Torah shield and pointer

Culture

Jewish

Date

First decade of the 20th century

Material

Silver

Found

Weiliczka, Poland

Dimensions

6.89 by 8.66 inches

Jews first settled in the Polish town of Wieliczka during the fourteenth century, when they were granted the right to extract salt from the vast local mine. A Jewish population continued to live in the town until August 27, 1942, when 8,000 Jews were deported by the Nazis to death, labor, and concentration camps across the country. Yet, despite the Nazis’ determination to annihilate it, evidence of this thriving Jewish community survived in the city’s Old Synagogue. There, archaeologist Michał Wojenka of Jagiellonian University’s Institute of Archaeology recently unearthed the remains of a wooden box filled with 350 artifacts, including silver cups and candlesticks, brass chandeliers, and this Torah shield and pointer.

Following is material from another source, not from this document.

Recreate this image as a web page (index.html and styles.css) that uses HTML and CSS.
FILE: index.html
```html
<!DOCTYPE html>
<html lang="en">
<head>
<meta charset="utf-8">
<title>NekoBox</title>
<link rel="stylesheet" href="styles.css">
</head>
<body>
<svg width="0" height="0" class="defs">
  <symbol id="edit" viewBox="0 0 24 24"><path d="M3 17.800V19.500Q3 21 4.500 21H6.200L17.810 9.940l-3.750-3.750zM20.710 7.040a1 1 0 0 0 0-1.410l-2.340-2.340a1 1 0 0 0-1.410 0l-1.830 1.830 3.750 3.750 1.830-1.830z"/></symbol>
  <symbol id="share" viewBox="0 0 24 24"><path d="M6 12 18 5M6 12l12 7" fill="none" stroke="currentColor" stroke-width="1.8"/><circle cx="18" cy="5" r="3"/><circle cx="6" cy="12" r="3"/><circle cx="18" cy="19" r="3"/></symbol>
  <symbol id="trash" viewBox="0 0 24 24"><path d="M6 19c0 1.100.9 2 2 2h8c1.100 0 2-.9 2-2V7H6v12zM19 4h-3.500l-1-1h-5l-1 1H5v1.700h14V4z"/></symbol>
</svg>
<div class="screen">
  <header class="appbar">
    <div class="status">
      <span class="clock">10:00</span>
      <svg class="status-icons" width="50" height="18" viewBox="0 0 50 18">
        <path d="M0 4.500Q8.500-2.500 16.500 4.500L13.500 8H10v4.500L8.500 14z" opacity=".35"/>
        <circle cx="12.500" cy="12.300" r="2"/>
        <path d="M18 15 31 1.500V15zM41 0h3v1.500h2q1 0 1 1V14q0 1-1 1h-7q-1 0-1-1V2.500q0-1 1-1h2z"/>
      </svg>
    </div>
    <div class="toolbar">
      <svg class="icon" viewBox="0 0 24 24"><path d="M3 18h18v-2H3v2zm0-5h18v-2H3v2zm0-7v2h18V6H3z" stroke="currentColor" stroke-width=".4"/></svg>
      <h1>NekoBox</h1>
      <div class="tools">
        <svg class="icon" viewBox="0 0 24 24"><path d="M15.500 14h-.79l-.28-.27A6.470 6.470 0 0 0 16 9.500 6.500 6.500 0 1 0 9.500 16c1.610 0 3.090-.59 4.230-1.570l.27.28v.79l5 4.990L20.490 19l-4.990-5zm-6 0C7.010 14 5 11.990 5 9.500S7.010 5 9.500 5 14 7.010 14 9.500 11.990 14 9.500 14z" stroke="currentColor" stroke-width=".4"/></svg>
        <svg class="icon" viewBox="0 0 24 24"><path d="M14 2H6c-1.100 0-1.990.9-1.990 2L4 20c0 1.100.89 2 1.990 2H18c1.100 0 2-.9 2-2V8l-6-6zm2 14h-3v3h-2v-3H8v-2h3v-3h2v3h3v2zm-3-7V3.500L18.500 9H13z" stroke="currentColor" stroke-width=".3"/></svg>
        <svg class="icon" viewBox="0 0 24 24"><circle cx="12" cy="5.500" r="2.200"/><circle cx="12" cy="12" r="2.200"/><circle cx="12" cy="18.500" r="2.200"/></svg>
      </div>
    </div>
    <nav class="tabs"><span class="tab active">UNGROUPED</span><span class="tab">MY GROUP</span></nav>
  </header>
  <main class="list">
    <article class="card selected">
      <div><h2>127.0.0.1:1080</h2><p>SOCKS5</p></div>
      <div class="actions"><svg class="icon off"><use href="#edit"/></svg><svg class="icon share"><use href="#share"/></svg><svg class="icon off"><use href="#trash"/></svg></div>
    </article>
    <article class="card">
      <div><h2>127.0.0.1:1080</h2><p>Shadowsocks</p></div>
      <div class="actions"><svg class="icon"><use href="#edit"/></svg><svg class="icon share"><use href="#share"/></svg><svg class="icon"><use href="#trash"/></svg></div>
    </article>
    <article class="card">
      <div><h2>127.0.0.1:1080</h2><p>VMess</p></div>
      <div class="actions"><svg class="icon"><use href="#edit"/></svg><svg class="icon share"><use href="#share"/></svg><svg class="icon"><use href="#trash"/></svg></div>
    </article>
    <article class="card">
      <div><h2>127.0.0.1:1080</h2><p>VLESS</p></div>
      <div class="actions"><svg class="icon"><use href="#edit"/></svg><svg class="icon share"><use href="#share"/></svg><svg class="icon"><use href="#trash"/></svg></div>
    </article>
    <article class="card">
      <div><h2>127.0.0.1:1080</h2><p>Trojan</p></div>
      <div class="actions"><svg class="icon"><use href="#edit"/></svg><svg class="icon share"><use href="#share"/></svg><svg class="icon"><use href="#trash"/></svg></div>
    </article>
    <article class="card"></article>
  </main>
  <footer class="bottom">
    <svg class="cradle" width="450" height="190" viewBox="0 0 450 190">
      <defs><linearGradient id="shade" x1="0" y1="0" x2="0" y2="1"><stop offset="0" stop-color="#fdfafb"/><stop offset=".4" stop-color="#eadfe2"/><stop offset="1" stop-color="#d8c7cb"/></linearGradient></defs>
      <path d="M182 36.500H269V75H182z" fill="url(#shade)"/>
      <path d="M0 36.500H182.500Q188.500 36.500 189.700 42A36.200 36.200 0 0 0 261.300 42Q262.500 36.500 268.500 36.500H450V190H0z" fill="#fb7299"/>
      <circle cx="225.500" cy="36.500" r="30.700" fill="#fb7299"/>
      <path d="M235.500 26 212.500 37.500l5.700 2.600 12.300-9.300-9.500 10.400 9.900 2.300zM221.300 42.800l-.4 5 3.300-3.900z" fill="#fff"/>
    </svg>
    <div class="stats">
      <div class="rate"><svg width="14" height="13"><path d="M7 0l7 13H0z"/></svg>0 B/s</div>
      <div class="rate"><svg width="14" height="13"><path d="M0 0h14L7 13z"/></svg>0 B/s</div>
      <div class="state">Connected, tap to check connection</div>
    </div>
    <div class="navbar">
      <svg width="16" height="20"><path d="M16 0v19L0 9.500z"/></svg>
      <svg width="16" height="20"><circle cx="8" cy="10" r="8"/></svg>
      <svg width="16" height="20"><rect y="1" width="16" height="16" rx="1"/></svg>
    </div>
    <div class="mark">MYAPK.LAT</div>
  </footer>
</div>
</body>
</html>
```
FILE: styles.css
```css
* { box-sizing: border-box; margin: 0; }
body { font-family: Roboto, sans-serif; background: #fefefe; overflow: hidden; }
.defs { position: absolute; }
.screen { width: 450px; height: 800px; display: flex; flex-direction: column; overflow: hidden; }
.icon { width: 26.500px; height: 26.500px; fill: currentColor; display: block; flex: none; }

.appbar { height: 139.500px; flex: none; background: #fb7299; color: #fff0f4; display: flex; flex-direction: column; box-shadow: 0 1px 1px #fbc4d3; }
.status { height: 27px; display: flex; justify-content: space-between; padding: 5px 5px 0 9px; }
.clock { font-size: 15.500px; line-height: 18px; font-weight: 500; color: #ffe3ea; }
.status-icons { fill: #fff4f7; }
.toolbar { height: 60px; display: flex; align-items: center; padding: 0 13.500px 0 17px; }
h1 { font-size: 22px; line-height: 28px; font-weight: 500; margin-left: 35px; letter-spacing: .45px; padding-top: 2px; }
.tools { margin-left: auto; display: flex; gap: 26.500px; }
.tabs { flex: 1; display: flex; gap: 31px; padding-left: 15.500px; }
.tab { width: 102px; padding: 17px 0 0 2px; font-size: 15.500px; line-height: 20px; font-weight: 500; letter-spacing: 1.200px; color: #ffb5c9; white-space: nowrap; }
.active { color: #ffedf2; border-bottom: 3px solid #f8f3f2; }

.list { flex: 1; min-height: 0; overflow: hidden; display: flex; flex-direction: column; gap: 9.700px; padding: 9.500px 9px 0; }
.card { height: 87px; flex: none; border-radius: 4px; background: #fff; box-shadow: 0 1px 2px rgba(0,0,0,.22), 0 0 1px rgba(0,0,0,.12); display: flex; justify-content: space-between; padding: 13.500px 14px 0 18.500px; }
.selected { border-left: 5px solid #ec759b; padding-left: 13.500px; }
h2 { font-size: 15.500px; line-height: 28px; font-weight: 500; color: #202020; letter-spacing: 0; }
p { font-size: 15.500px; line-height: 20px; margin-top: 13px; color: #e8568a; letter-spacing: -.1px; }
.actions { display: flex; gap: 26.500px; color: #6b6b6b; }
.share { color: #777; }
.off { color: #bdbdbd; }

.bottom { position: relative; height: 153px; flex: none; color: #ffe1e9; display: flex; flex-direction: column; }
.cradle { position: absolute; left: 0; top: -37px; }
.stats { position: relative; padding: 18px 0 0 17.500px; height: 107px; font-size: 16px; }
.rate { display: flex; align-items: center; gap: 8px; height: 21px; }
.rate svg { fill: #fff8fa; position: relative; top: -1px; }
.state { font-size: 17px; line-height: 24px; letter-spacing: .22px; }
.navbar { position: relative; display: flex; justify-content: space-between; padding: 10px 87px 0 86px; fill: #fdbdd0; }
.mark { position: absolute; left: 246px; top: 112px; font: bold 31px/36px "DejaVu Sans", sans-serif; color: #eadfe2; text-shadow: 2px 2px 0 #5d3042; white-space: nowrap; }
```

Artifact Poland Wieliczka Map

At first Wojenka thought that the hoard dated to World War II. But army officers’ badges he found among the treasures suggest that the box was likely actually buried during World War I, when this area of Poland was part of the Austro-Hungarian Empire. In 1914, the advancing Russians drew close to the town. “We know that elsewhere some Russians confiscated metal objects,” Wojenka says. “Maybe Wieliczka’s Jews feared this, and buried the synagogue’s inventory.” This might also explain the presence of the Austro-Hungarian army officers’ badges. “They knew the Russians were right around the corner and may have decided to get rid of their officers’ distinctions,” he adds. Regardless of precisely when the hoard was buried, discovering it has had a profound impact on Wojenka. “It was extremely emotional for me,” he says. “It was like bringing to light a piece of the shared past of both Jews and non-Jews in Poland. I think that awareness and memory of this past is something that present-day inhabitants of Poland owe the Jewish community. Poland was our common home.”